While this event was organized before the most recent invasion of Ukraine and readers will share work across a range of themes, not necessarily responding to the current crisis, its devastation now casts a long shadow over this gathering of voices. As such, this evening of literature, poetry, and art can become an opportunity to think about the devastation that is not only taking place but has taken place over a much longer period of time, and not only in Ukraine. The recent events bring our awareness to the long histories of dispossession and displacement that have resulted from the ambitions of global capitalism, the projects of colonialism and imperialism, the violence of different forms of liberalism, and the forces of fascism that are presently growing around the globe. In the face of these devastating histories, literature, poetry, and art are perhaps our most enduring resource for processing, coping, and surviving trauma. Join us in choosing, in daring, albeit briefly, to be in this lyric moment of hope—a hope that reflection might help us find ways to combat these forces of dispossession and displacement in the name of a different future.

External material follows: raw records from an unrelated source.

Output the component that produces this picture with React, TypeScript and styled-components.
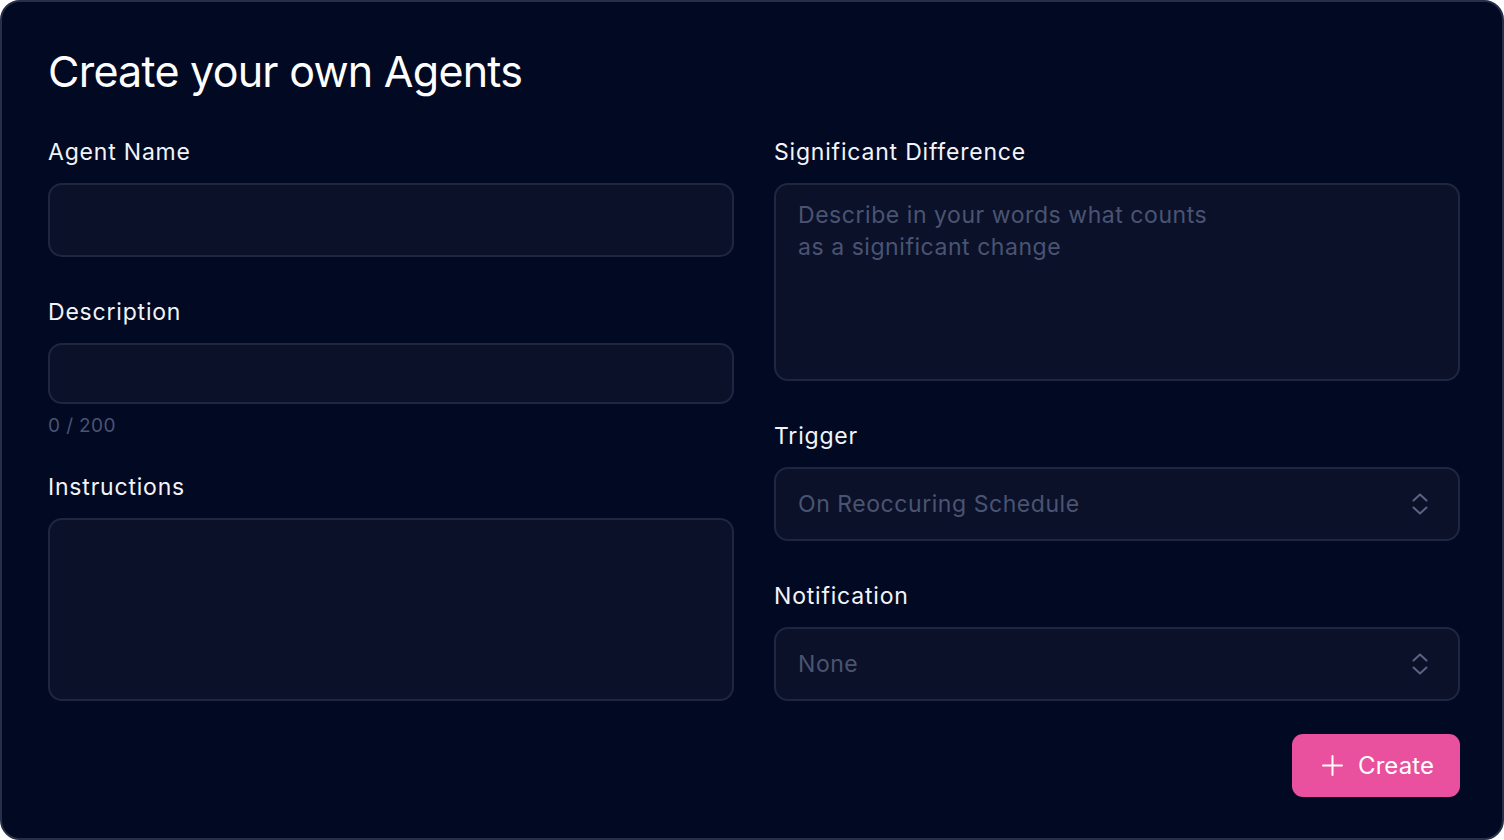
import React from "react";
import styled, { createGlobalStyle } from "styled-components";

const Global = createGlobalStyle`
  html, body { margin: 0; padding: 0; background: #ffffff; }
  * { box-sizing: border-box; }
`;

const Card = styled.form`
  width: 1504px;
  height: 840px;
  background: #020923;
  border: 2px solid #262e48;
  border-radius: 20px;
  padding: 43px 42px 0 46px;
  font-family: Inter, "Liberation Sans", sans-serif;
  color: #f2f4f8;
  display: flex;
  flex-direction: column;
  gap: 40px;
`;

const Title = styled.h1`
  margin: 0;
  font-size: 43px;
  line-height: 52px;
  font-weight: 400;
  letter-spacing: -0.75px;
  color: #ffffff;
`;

const Columns = styled.div`
  display: grid;
  grid-template-columns: 686px 686px;
  column-gap: 40px;
  align-items: start;
`;

const Column = styled.div`
  display: flex;
  flex-direction: column;
  gap: 40px;
`;

const Field = styled.div`
  display: flex;
  flex-direction: column;
`;

const Label = styled.label`
  font-size: 23px;
  line-height: 30px;
  font-weight: 400;
  letter-spacing: 0.8px;
  color: #f2f4f8;
  margin-bottom: 16px;
`;

const controlBase = `
  width: 100%;
  background: #0b1129;
  border: 2px solid #1e2640;
  border-radius: 14px;
  font-family: Inter, "Liberation Sans", sans-serif;
  font-size: 23px;
  letter-spacing: 0.55px;
  color: #f2f4f8;
  padding: 0 22px;
  outline: none;
  &::placeholder { color: #4a5472; opacity: 1; }
`;

const TextInput = styled.input<{ $h: number }>`
  ${controlBase}
  height: ${(p) => p.$h}px;
`;

const TextArea = styled.textarea<{ $h: number }>`
  ${controlBase}
  height: ${(p) => p.$h}px;
  resize: none;
  padding-top: 14px;
  line-height: 32px;
`;

const Counter = styled.div`
  margin-top: 12px;
  margin-bottom: -4px;
  font-size: 19px;
  line-height: 20px;
  color: #4b5472;
  letter-spacing: 0.4px;
`;

const SelectBox = styled.button`
  ${controlBase}
  height: 74px;
  display: flex;
  align-items: center;
  justify-content: space-between;
  padding: 0 30px 0 22px;
  color: #4a5472;
  text-align: left;
  cursor: pointer;
`;

const Actions = styled.div`
  display: flex;
  justify-content: flex-end;
  margin-top: -7px;
`;

const CreateButton = styled.button`
  display: flex;
  align-items: center;
  gap: 15px;
  height: 63px;
  width: 168px;
  padding: 0 0 0 30px;
  border: none;
  border-radius: 11px;
  background: #e9509d;
  color: #ffffff;
  font-family: Inter, "Liberation Sans", sans-serif;
  font-size: 24px;
  letter-spacing: 0.1px;
  cursor: pointer;
`;

const UpDown = () => (
  <svg width="16" height="24" viewBox="0 0 16 24" fill="none" stroke="#5a6482" strokeWidth="2" strokeLinecap="round" strokeLinejoin="round">
    <polyline points="1.5,8.5 8,2.5 14.5,8.5" />
    <polyline points="1.5,15.5 8,21.5 14.5,15.5" />
  </svg>
);

const Plus = () => (
  <svg width="21" height="21" viewBox="0 0 21 21" fill="none" stroke="#ffffff" strokeWidth="2" strokeLinecap="round">
    <line x1="10.5" y1="1" x2="10.5" y2="20" />
    <line x1="1" y1="10.5" x2="20" y2="10.5" />
  </svg>
);

export default function App() {
  return (
    <>
      <Global />
      <Card onSubmit={(e) => e.preventDefault()}>
        <Title>Create your own Agents</Title>
        <Columns>
          <Column>
            <Field>
              <Label>Agent Name</Label>
              <TextInput $h={74} />
            </Field>
            <Field>
              <Label>Description</Label>
              <TextInput $h={61} />
              <Counter>0 / 200</Counter>
            </Field>
            <Field>
              <Label>Instructions</Label>
              <TextArea $h={183} />
            </Field>
          </Column>
          <Column>
            <Field>
              <Label>Significant Difference</Label>
              <TextArea $h={198} placeholder={"Describe in your words what counts\nas a significant change"} />
            </Field>
            <Field>
              <Label>Trigger</Label>
              <SelectBox type="button">
                <span>On Reoccuring Schedule</span>
                <UpDown />
              </SelectBox>
            </Field>
            <Field>
              <Label>Notification</Label>
              <SelectBox type="button">
                <span>None</span>
                <UpDown />
              </SelectBox>
            </Field>
            <Actions>
              <CreateButton type="submit">
                <Plus />
                Create
              </CreateButton>
            </Actions>
          </Column>
        </Columns>
      </Card>
    </>
  );
}
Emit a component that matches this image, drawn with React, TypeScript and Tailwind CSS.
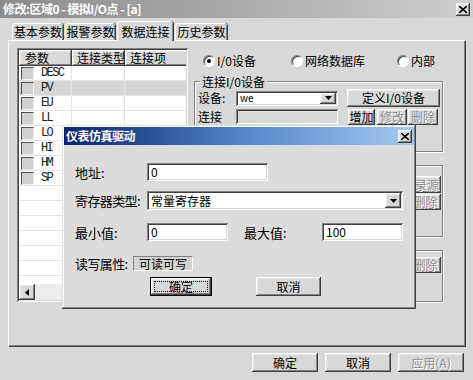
import React from "react";

const raised =
  "bg-[#d8d8d8] shadow-[inset_-1px_-1px_0_#404040,inset_1px_1px_0_#ffffff,inset_-2px_-2px_0_#808080,inset_2px_2px_0_#e8e8e8]";
const sunken =
  "bg-white shadow-[inset_1px_1px_0_#808080,inset_-1px_-1px_0_#ffffff,inset_2px_2px_0_#404040,inset_-2px_-2px_0_#d8d8d8]";
const sunkenGray =
  "bg-[#d8d8d8] shadow-[inset_1px_1px_0_#808080,inset_-1px_-1px_0_#ffffff,inset_2px_2px_0_#404040,inset_-2px_-2px_0_#d8d8d8]";
const grayText = "text-[#8c8c8c] [text-shadow:1px_1px_0_#ffffff]";

const PARAMS = ["DESC", "PV", "EU", "LL", "LO", "HI", "HM", "SP"];

function Btn({
  children,
  className = "",
  disabled = false,
}: {
  children?: React.ReactNode;
  className?: string;
  disabled?: boolean;
}) {
  return (
    <div
      className={`${raised} flex items-center justify-center whitespace-nowrap overflow-hidden ${
        disabled ? grayText : "text-black"
      } ${className}`}
    >
      {children}
    </div>
  );
}

function Radio({ checked = false }: { checked?: boolean }) {
  return (
    <span className="w-[12px] h-[12px] rounded-full bg-white border border-[#808080] border-r-white border-b-white shadow-[inset_1px_1px_0_#404040] flex items-center justify-center shrink-0">
      {checked && <span className="w-[4px] h-[4px] rounded-full bg-black" />}
    </span>
  );
}

function Group({
  label,
  className = "",
  children,
}: {
  label?: string;
  className?: string;
  children?: React.ReactNode;
}) {
  return (
    <div
      className={`relative border border-[#808080] shadow-[1px_1px_0_#ffffff,inset_1px_1px_0_#ffffff] ${className}`}
    >
      {label && (
        <span className="absolute top-[-7px] left-[5px] bg-[#d8d8d8] px-[2px] leading-[13px]">
          {label}
        </span>
      )}
      {children}
    </div>
  );
}

function Combo({ value, className = "" }: { value: string; className?: string }) {
  return (
    <div className={`${sunken} flex items-center p-[2px] ${className}`}>
      <span className="flex-1 pl-[2px] whitespace-nowrap leading-none">{value}</span>
      <div className={`${raised} w-[16px] h-full flex items-center justify-center`}>
        <svg width="7" height="4" viewBox="0 0 7 4">
          <path d="M0 0h7L3.5 4z" fill="#000" />
        </svg>
      </div>
    </div>
  );
}

function Tab({
  label,
  active = false,
  className = "",
}: {
  label: string;
  active?: boolean;
  className?: string;
}) {
  return (
    <div
      className={`flex items-center justify-center bg-[#d8d8d8] rounded-t-[3px] border-t border-l border-white shadow-[inset_-1px_0_0_#808080,1px_0_0_#404040] ${
        active ? "h-[20px] mb-[-1px] relative z-10" : "h-[17px]"
      } ${className}`}
    >
      {label}
    </div>
  );
}

function ParamList() {
  const rows = Array.from({ length: 15 }).map((_, i) => PARAMS[i] ?? "");
  return (
    <div className={`${sunken} w-[171px] h-[254px] p-[2px] flex flex-col shrink-0`}>
      <div className="flex h-[16px] shrink-0 overflow-hidden">
        <Btn className="w-[53px] shrink-0 justify-start pl-[6px]">参数</Btn>
        <Btn className="w-[53px] shrink-0 justify-start pl-[5px]">连接类型</Btn>
        <Btn className="w-[80px] shrink-0 justify-start pl-[5px]">连接项</Btn>
      </div>
      <div className="flex-1 overflow-hidden">
        {rows.map((p, i) => (
          <div
            key={i}
            className={`flex h-[15px] border-b border-[#e4e4e4] ${p === "PV" ? "bg-[#d6d6d6]" : ""}`}
          >
            <div className="w-[53px] flex items-center border-r border-[#e4e4e4] shrink-0">
              {p && (
                <>
                  <span className="ml-[2px] w-[13px] h-[13px] bg-[#d0d0d0] border border-[#505050] border-r-[#f0f0f0] border-b-[#f0f0f0] shrink-0" />
                  <span className="ml-[7px] font-['Liberation_Mono',monospace] text-[12px] tracking-[-1.6px] text-[#202020]">
                    {p}
                  </span>
                </>
              )}
            </div>
            <div className="w-[53px] border-r border-[#e4e4e4] shrink-0" />
            <div className="flex-1" />
          </div>
        ))}
      </div>
      <div className="h-[16px] flex shrink-0 bg-[#ececec]">
        <Btn className="w-[16px] h-[16px]">
          <svg width="4" height="7" viewBox="0 0 4 7">
            <path d="M4 0v7L0 3.5z" fill="#000" />
          </svg>
        </Btn>
      </div>
    </div>
  );
}

function RightSide() {
  return (
    <div className="ml-[6px] w-[249px] flex flex-col pt-[6px]">
      <div className="h-[14px] flex items-center">
        <div className="ml-[9px] w-[88px] flex items-center gap-[2px]">
          <Radio checked />
          <span>I/0设备</span>
        </div>
        <div className="w-[106px] flex items-center gap-[2px]">
          <Radio />
          <span>网络数据库</span>
        </div>
        <div className="flex items-center gap-[2px]">
          <Radio />
          <span>内部</span>
        </div>
      </div>

      <Group label="连接I/0设备" className="mt-[13px] h-[71px]">
        <div className="flex items-center mt-[7px] h-[18px]">
          <span className="ml-[3px] w-[38px]">设备:</span>
          <Combo value="we" className="w-[102px] h-[15px] text-[10px]" />
          <Btn className="ml-[9px] w-[93px] h-[18px]">定义I/0设备</Btn>
        </div>
        <div className="flex items-center mt-[1px] h-[17px]">
          <span className="ml-[3px] w-[38px]">连接</span>
          <div className={`${sunkenGray} w-[102px] h-[15px]`} />
          <Btn className="ml-[10px] w-[27px] h-[16px]">增加</Btn>
          <Btn disabled className="ml-[2px] w-[30px] h-[16px]">
            修改
          </Btn>
          <Btn disabled className="ml-[1px] w-[30px] h-[16px]">
            删除
          </Btn>
        </div>
      </Group>

      <Group className="mt-[13px] h-[72px]">
        <div className="flex flex-col items-end pr-[1px] mt-[10px]">
          <Btn disabled className="w-[62px] h-[17px] justify-end pr-[2px]">
            选择记录源
          </Btn>
          <Btn disabled className="w-[31px] h-[16px] mt-[1px]">
            删除
          </Btn>
        </div>
      </Group>

      <Group className="mt-[13px] h-[52px]">
        <div className="flex flex-col items-end pr-[1px] mt-[6px]">
          <Btn disabled className="w-[31px] h-[16px]">
            删除
          </Btn>
        </div>
      </Group>
    </div>
  );
}

function Dialog() {
  return (
    <div className="absolute left-[62px] top-[125px] w-[354px] h-[184px] bg-[#dcdcdc] p-[2px] flex flex-col shadow-[inset_-1px_-1px_0_#404040,inset_1px_1px_0_#e0e0e0,inset_-2px_-2px_0_#808080,inset_2px_2px_0_#ffffff]">
      <div className="h-[18px] shrink-0 flex items-center justify-between pl-[2px] pr-[2px] bg-linear-to-r from-[#0a246a] via-[#5284c8] to-[#a6caf0]">
        <span className="text-white font-bold text-[12px] tracking-[-0.5px]">仪表仿真驱动</span>
        <Btn className="w-[14px] h-[13px]">
          <svg width="8" height="7" viewBox="0 0 8 7">
            <path d="M0 0l8 7M8 0L0 7" stroke="#000" strokeWidth="1.6" />
          </svg>
        </Btn>
      </div>
      <div className="flex flex-col pl-[11px] text-[13px]">
        <div className="flex items-center h-[18px] mt-[18px]">
          <span className="w-[72px] shrink-0">地址:</span>
          <div className={`${sunken} w-[121px] h-full flex items-center pl-[4px] text-[12px]`}>0</div>
        </div>
        <div className="flex items-center h-[19px] mt-[10px]">
          <span className="w-[72px] shrink-0 whitespace-nowrap tracking-[-0.6px]">寄存器类型:</span>
          <Combo value="常量寄存器" className="w-[256px] h-full text-[12px]" />
        </div>
        <div className="flex items-center h-[18px] mt-[13px]">
          <span className="w-[72px] shrink-0">最小值:</span>
          <div className={`${sunken} w-[81px] h-full flex items-center pl-[4px] text-[12px]`}>0</div>
          <span className="ml-[16px] w-[78px] shrink-0">最大值:</span>
          <div className={`${sunken} w-[81px] h-full flex items-center pl-[4px] text-[12px]`}>100</div>
        </div>
        <div className="flex items-center h-[15px] mt-[15px]">
          <span className="w-[58px] shrink-0 whitespace-nowrap tracking-[-0.6px]">读写属性:</span>
          <div className="w-[60px] h-full flex items-center justify-center bg-[#d4d4d4] border border-[#808080] border-r-white border-b-white text-[12px]">
            可读可写
          </div>
        </div>
        <div className="flex h-[19px] mt-[6px] text-[12px]">
          <div className="ml-[75px] w-[62px] h-full border border-black">
            <div className={`${raised} w-full h-full p-[3px]`}>
              <div className="w-full h-full border border-dotted border-black flex items-center justify-center">
                确定
              </div>
            </div>
          </div>
          <Btn className="ml-[44px] w-[65px] h-full">取消</Btn>
        </div>
      </div>
    </div>
  );
}

export default function App() {
  return (
    <div className="relative w-[473px] h-[380px] overflow-hidden bg-[#d8d8d8] text-[12px] leading-none text-black font-['Noto_Sans_CJK_SC','Noto_Sans',sans-serif] select-none">
      <div className="h-[18px] flex items-center justify-between pl-[3px] pr-[3px] bg-linear-to-r from-[#8c8c8c] via-[#aaaaaa] to-[#cfcfcf]">
        <span className="text-white font-bold text-[12px] tracking-[-0.5px]">修改:区域0 - 模拟I/O点 - [a]</span>
        <Btn className="w-[14px] h-[13px]">
          <svg width="8" height="7" viewBox="0 0 8 7">
            <path d="M0 0l8 7M8 0L0 7" stroke="#000" strokeWidth="1.6" />
          </svg>
        </Btn>
      </div>

      <div className="h-[22px] flex items-end">
        <Tab label="基本参数" className="ml-[12px] w-[51px]" />
        <Tab label="报警参数" className="ml-[2px] w-[50px]" />
        <Tab label="数据连接" active className="ml-[2px] w-[56px]" />
        <Tab label="历史参数" className="ml-[2px] w-[52px]" />
      </div>

      <div className="mx-[8px] h-[306px] border-t border-l border-white shadow-[inset_-1px_-1px_0_#808080,1px_1px_0_#404040] flex pl-[8px] pt-[7px]">
        <ParamList />
        <RightSide />
      </div>

      <div className="flex justify-end pr-[9px] mt-[7px]">
        <Btn className="w-[66px] h-[19px]">确定</Btn>
        <Btn className="ml-[7px] w-[66px] h-[19px]">取消</Btn>
        <Btn disabled className="ml-[7px] w-[66px] h-[19px]">
          应用(A)
        </Btn>
      </div>

      <Dialog />
    </div>
  );
}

The Cheburashka Collective is named for the iconic Soviet-era cartoon character, Cheburashka, an unusual creature of unknown origin who arrives as a stowaway in a crate of oranges. Cheburashka is rejected by the zoo, which doesn't know how to categorize them, and goes searching for where, and with whom, they belong. For members of the collective and many immigrants/refugees from the former Soviet Union, Cheburashka symbolizes displacement, curiosity, otherness, and complicated assertions of selfhood and identity. Members of the collective write from, about, through, and sometimes even away from their unique identities.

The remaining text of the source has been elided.